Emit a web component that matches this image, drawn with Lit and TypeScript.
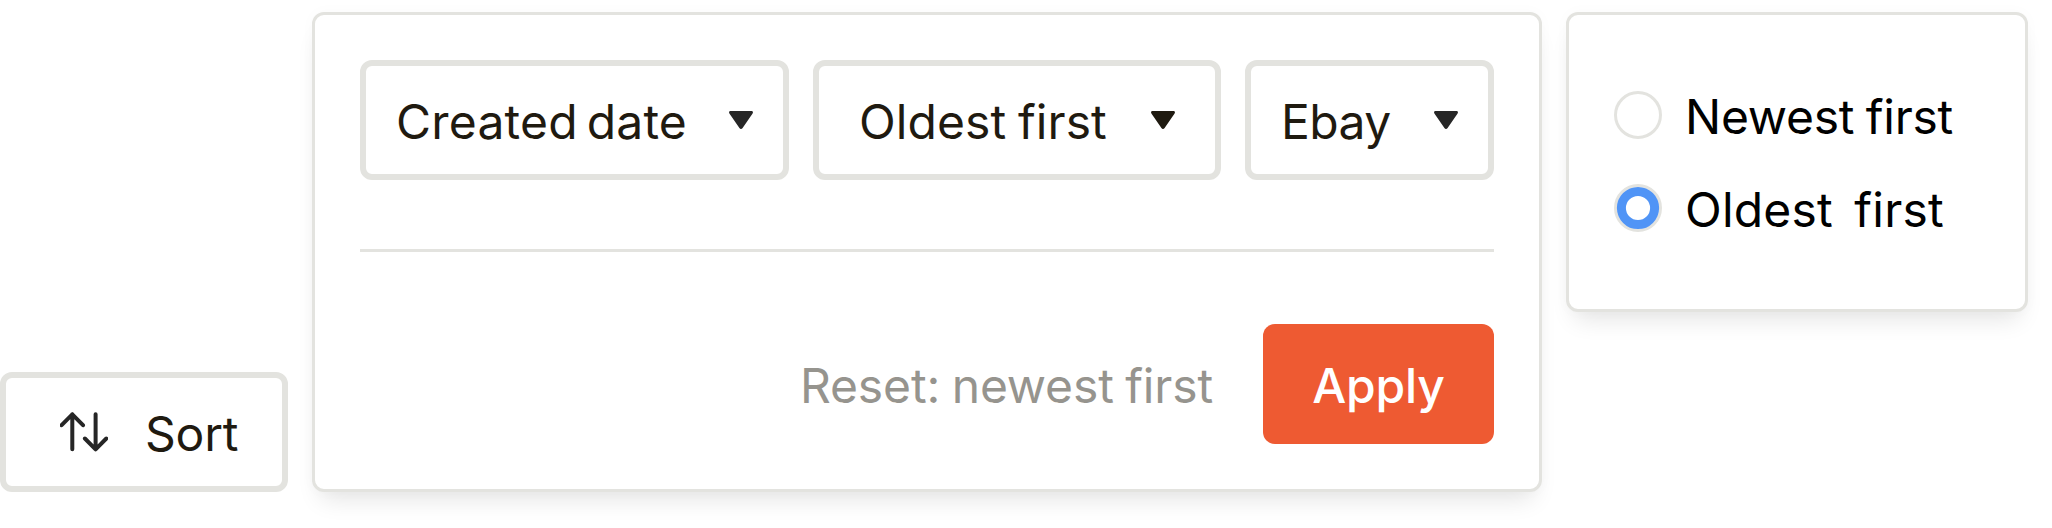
import { LitElement, html, css, svg } from "lit";
import { customElement, property, state } from "lit/decorators.js";

@customElement("select-box")
class SelectBox extends LitElement {
  @property() label = "";
  static styles = css`
    :host { display: block; }
    .box {
      box-sizing: border-box; width: 100%; height: 120px;
      display: flex; align-items: center; justify-content: space-between;
      border: 6px solid #e3e3df; border-radius: 12px; background: #fff;
      padding: 0 var(--pad, 30px);
      color: #1f1a10; font: inherit; letter-spacing: inherit; word-spacing: inherit; white-space: nowrap;
    }
    .label { line-height: 60px; padding-top: 4px; }
    .caret { display: block; width: 24px; height: 18px; fill: var(--caret, #262626); }
  `;
  render() {
    return html`<button class="box">
      <span class="label">${this.label}</span>
      <svg class="caret" viewBox="0 0 24 18"><path d="M1.5 0h21c1.3 0 1.9 1.3 1.1 2.4L13.6 17c-.8 1.2-2.4 1.2-3.2 0L.4 2.4C-.4 1.3.2 0 1.5 0z"/></svg>
    </button>`;
  }
}

@customElement("radio-row")
class RadioRow extends LitElement {
  @property() label = "";
  @property({ type: Boolean }) checked = false;
  static styles = css`
    :host { display: flex; align-items: center; gap: 23px; height: 60px; white-space: pre; }
    .dot { display: block; width: 48px; height: 48px; flex: none; }
    .label { line-height: 60px; padding-top: 4px; }
  `;
  render() {
    return html`<svg class="dot" viewBox="0 0 48 48">
        <circle cx="24" cy="24" r="22.5" fill="#fff" stroke="#e3e3df" stroke-width="3"/>
        ${this.checked ? svg`<circle cx="24" cy="24" r="16.6" fill="none" stroke="#5094f6" stroke-width="9"/>` : ""}
      </svg><span class="label">${this.label}</span>`;
  }
}

@customElement("app-root")
class AppRoot extends LitElement {
  @state() private order = "oldest";
  static styles = css`
    :host {
      display: flex; gap: 24px; align-items: flex-start; box-sizing: border-box;
      width: 2052px; height: 528px; padding-top: 12px; overflow: hidden;
      background: #fff; font: 400 48px/60px Inter, sans-serif;
    }
    .sort {
      box-sizing: border-box; width: 288px; height: 120px; margin-top: 360px; flex: none;
      display: flex; align-items: center; gap: 37px; padding: 0 0 0 54px;
      border: 6px solid #e3e3df; border-radius: 12px; background: #fff;
      color: #1f1a10; font: inherit; letter-spacing: -0.2px;
    }
    .arrows { display: block; width: 48px; height: 48px; fill: none; stroke: #262626; stroke-width: 4; stroke-linecap: round; stroke-linejoin: round; }
    .text { line-height: 60px; padding-top: 4px; }
    .card {
      box-sizing: border-box; flex: none; background: #fff;
      border: 3px solid #e3e3df; border-radius: 12px;
      box-shadow: 0 16px 24px -9px rgba(0, 0, 0, .11), 0 0 15px rgba(0, 0, 0, .025);
    }
    .panel { width: 1230px; height: 480px; padding: 45px; }
    .selects { display: flex; gap: 24px; }
    .created { width: 429px; letter-spacing: .2px; word-spacing: -4.8px; }
    .direction { width: 408px; letter-spacing: .08px; word-spacing: -1.8px; --pad: 40px; --caret: #1f1a10; }
    .shop { width: 249px; letter-spacing: -.6px; }
    .rule { height: 3px; margin: 69px 0 72px; background: #e3e3df; }
    .actions { display: flex; justify-content: flex-end; align-items: center; gap: 50px; }
    .reset { color: #96948e; letter-spacing: -.15px; word-spacing: -1.8px; white-space: nowrap; }
    .apply {
      width: 231px; height: 120px; padding: 0; border: 0; border-radius: 12px;
      background: #ee5a32; color: #fff; font: inherit; font-weight: 550; letter-spacing: -.2px;
    }
    .options { width: 462px; height: 300px; padding: 70px 45px; display: flex; flex-direction: column; gap: 33px; color: #000; }
    .newest { letter-spacing: -.25px; word-spacing: -1.7px; }
    .oldest { letter-spacing: .2px; word-spacing: -3px; }
  `;
  render() {
    return html`
      <button class="sort">
        <svg class="arrows" viewBox="0 0 48 48"><path d="M12.300 41.300V6.300M1.600 17.200L12.300 6.300l10.700 10.900M35.600 6.300v35M24.900 30.500l10.700 10.800 10.700-10.800"/></svg>
        <span class="text">Sort</span>
      </button>
      <section class="card panel">
        <div class="selects">
          <select-box class="created" label="Created date"></select-box>
          <select-box class="direction" label="Oldest first"></select-box>
          <select-box class="shop" label="Ebay"></select-box>
        </div>
        <div class="rule"></div>
        <div class="actions">
          <span class="text reset">Reset: newest first</span>
          <button class="apply"><div class="text">Apply</div></button>
        </div>
      </section>
      <section class="card options">
        <radio-row class="newest" label="Newest first" ?checked=${this.order === "newest"}></radio-row>
        <radio-row class="oldest" label="Oldest  first" ?checked=${this.order === "oldest"}></radio-row>
      </section>`;
  }
}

Do this: Reproduce the data above word for word from its first line through the line that holds "customElement, property, state", both ends included; skip pictures.

Solution to this exercise:
Emit a web component that matches this image, drawn with Lit and TypeScript.
import { LitElement, html, css, svg } from "lit";
import { customElement, property, state } from "lit/decorators.js";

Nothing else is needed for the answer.